Yeah. And that’s why we say you can’t not, not afford to buy a practice. As an employee, as well, the compensation for an associate is somewhere between 25 and 30% of your collections, not what you produce. Certainly as a business owner, as Adam stated, you can shelter some of that income, but your income usually is somewhere in that 35 to even 45% range. So certainly you are making more money doing a lot of times less dentistry to make that money. And again, you’ve got certain privileges as a business owner that you can do from a tax perspective to shelter some of that income.

Adam Goldsmith:

Yeah. Another point, if there is a real estate component tied to the practice you’re looking at, obviously building equity in real estate is an investment in itself. And so trying to couple that in, if at all possible, to your practice acquisition is generally a smart move. There are some thought leaders in the industry that think, that state your hygiene department alone should be able to cover the loan for the practice and maybe your mortgage payment.
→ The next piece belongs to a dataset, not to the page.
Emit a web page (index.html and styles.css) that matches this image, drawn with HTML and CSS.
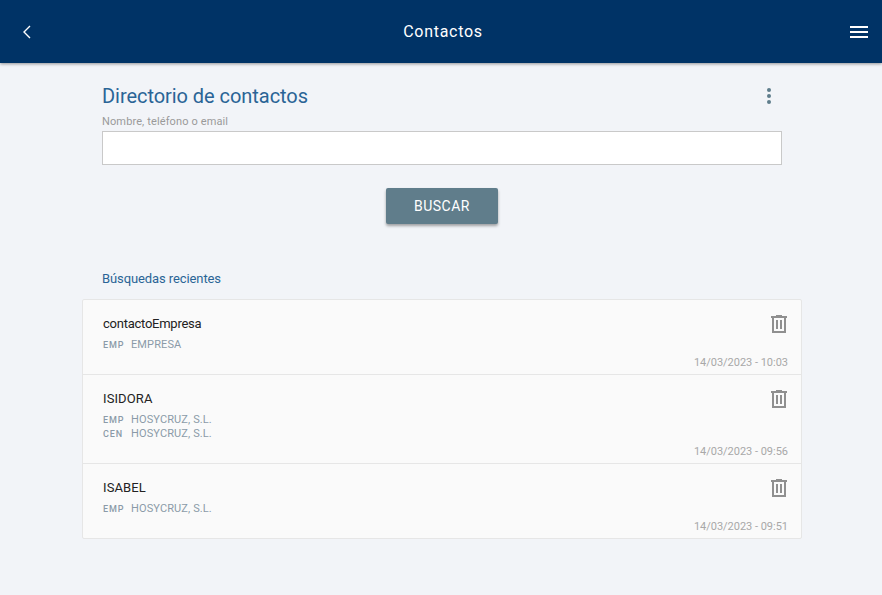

So there’s definitely a lot of advantages of being able to get some of those profits versus just strictly your salaried income as an employee.

Matt Scherer:

Yeah. And keep in mind, too, somebody coming out of dental school, let’s say a year has $300,000 in student loan debt. Now they’re going to the bank to borrow half a million or more, or little bit less to buy a practice. That’s a daunting amount of money. And we get that. But again, the bank is going to make sure that the cash flow of the practice supports those needs along with paying you a good income and all of that. So don’t get hung up… and we see this a lot is… don’t get hung up on the number per se. I’m a million dollars in debt. Now what? You have to remember, student loan is good debt. Student loan gets you to an income level because you’re a dentist. Buying a practice gets you to an income level. So that is what we call good debt to have.

Matt Scherer:

So keep that in mind when you’re considering whether or not you want to buy a practice because again, the bank’s going to make sure that the cash flow makes sense for you. And certainly, Adam and I are happy to have those discussions with you. If you liked this topic, please give us a thumbs up. Share it with your colleagues. Also, visit us on www.pmagroup.net. And again, like I said, we’ll be happy to sit down with you and kind of walk through what a cash flow would look like for you and how you can afford to buy a practice, especially with a high student loan debt. Thanks.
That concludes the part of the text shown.